PROVIDED MATERIAL ▸
■ ■ ■ ■ ■

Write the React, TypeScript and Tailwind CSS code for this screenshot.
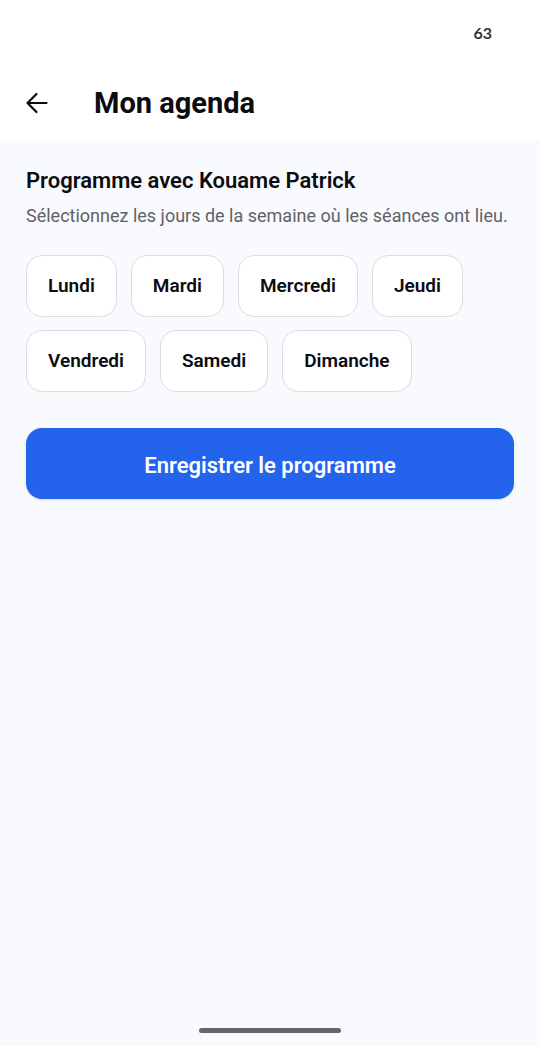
import { useState } from 'react';

const days = ['Lundi', 'Mardi', 'Mercredi', 'Jeudi', 'Vendredi', 'Samedi', 'Dimanche'];

export default function App() {
  const [selected, setSelected] = useState<string[]>([]);

  const toggle = (day: string) =>
    setSelected((current) =>
      current.includes(day) ? current.filter((d) => d !== day) : [...current, day],
    );

  return (
    <div className="flex min-h-screen flex-col bg-[#f9fafd] font-['Roboto',sans-serif] text-[#0b0c10]">
      <header className="bg-white">
        <div className="flex h-[66px] items-center justify-end px-12 font-['Lato',sans-serif] text-base font-bold text-[#333333]">
          63
        </div>
        <div className="flex h-[74px] items-center gap-11 px-6">
          <button type="button" aria-label="Retour">
            <svg
              viewBox="0 0 26 26"
              className="size-[26px]"
              fill="none"
              stroke="currentColor"
              strokeWidth="2.2"
              strokeLinecap="round"
              strokeLinejoin="round"
            >
              <path d="M22.5 13H3.5M12.5 4L3.5 13l9 9" />
            </svg>
          </button>
          <h1 className="text-[29px] leading-9 font-bold">Mon agenda</h1>
        </div>
      </header>

      <main className="flex flex-1 flex-col px-[26px] pt-[26px]">
        <h2 className="text-[22px] leading-[30px] font-semibold">Programme avec Kouame Patrick</h2>
        <p className="mt-2 text-lg leading-6 text-[#5f6266]">
          Sélectionnez les jours de la semaine où les séances ont lieu.
        </p>
        <div className="mt-[27px] flex flex-wrap gap-x-[14px] gap-y-[13px]">
          {days.map((day) => (
            <button
              key={day}
              type="button"
              aria-pressed={selected.includes(day)}
              onClick={() => toggle(day)}
              className="h-[62px] rounded-2xl border border-[#dcdde3] bg-white px-[21px] text-[19px] font-semibold aria-pressed:border-[#2463eb] aria-pressed:text-[#2463eb]"
            >
              {day}
            </button>
          ))}
        </div>
        <button
          type="button"
          className="mt-9 rounded-2xl bg-[#2463eb] px-4 pt-6 pb-5 text-[22px] leading-[27px] font-semibold text-white shadow-sm"
        >
          Enregistrer le programme
        </button>
      </main>

      <footer className="flex justify-center pb-[13px]">
        <div className="h-[5px] w-[142px] rounded-full bg-[#65666a]" />
      </footer>
    </div>
  );
}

■ ■ ■ ■ ■

EXERCISE PROMPT ▸ Repeat the lines above exactly, and keep every picture out.

FINAL RESULT ▸
Write the React, TypeScript and Tailwind CSS code for this screenshot.
import { useState } from 'react';

const days = ['Lundi', 'Mardi', 'Mercredi', 'Jeudi', 'Vendredi', 'Samedi', 'Dimanche'];

export default function App() {
  const [selected, setSelected] = useState<string[]>([]);

  const toggle = (day: string) =>
    setSelected((current) =>
      current.includes(day) ? current.filter((d) => d !== day) : [...current, day],
    );

  return (
    <div className="flex min-h-screen flex-col bg-[#f9fafd] font-['Roboto',sans-serif] text-[#0b0c10]">
      <header className="bg-white">
        <div className="flex h-[66px] items-center justify-end px-12 font-['Lato',sans-serif] text-base font-bold text-[#333333]">
          63
        </div>
        <div className="flex h-[74px] items-center gap-11 px-6">
          <button type="button" aria-label="Retour">
            <svg
              viewBox="0 0 26 26"
              className="size-[26px]"
              fill="none"
              stroke="currentColor"
              strokeWidth="2.2"
              strokeLinecap="round"
              strokeLinejoin="round"
            >
              <path d="M22.5 13H3.5M12.5 4L3.5 13l9 9" />
            </svg>
          </button>
          <h1 className="text-[29px] leading-9 font-bold">Mon agenda</h1>
        </div>
      </header>

      <main className="flex flex-1 flex-col px-[26px] pt-[26px]">
        <h2 className="text-[22px] leading-[30px] font-semibold">Programme avec Kouame Patrick</h2>
        <p className="mt-2 text-lg leading-6 text-[#5f6266]">
          Sélectionnez les jours de la semaine où les séances ont lieu.
        </p>
        <div className="mt-[27px] flex flex-wrap gap-x-[14px] gap-y-[13px]">
          {days.map((day) => (
            <button
              key={day}
              type="button"
              aria-pressed={selected.includes(day)}
              onClick={() => toggle(day)}
              className="h-[62px] rounded-2xl border border-[#dcdde3] bg-white px-[21px] text-[19px] font-semibold aria-pressed:border-[#2463eb] aria-pressed:text-[#2463eb]"
            >
              {day}
            </button>
          ))}
        </div>
        <button
          type="button"
          className="mt-9 rounded-2xl bg-[#2463eb] px-4 pt-6 pb-5 text-[22px] leading-[27px] font-semibold text-white shadow-sm"
        >
          Enregistrer le programme
        </button>
      </main>

      <footer className="flex justify-center pb-[13px]">
        <div className="h-[5px] w-[142px] rounded-full bg-[#65666a]" />
      </footer>
    </div>
  );
}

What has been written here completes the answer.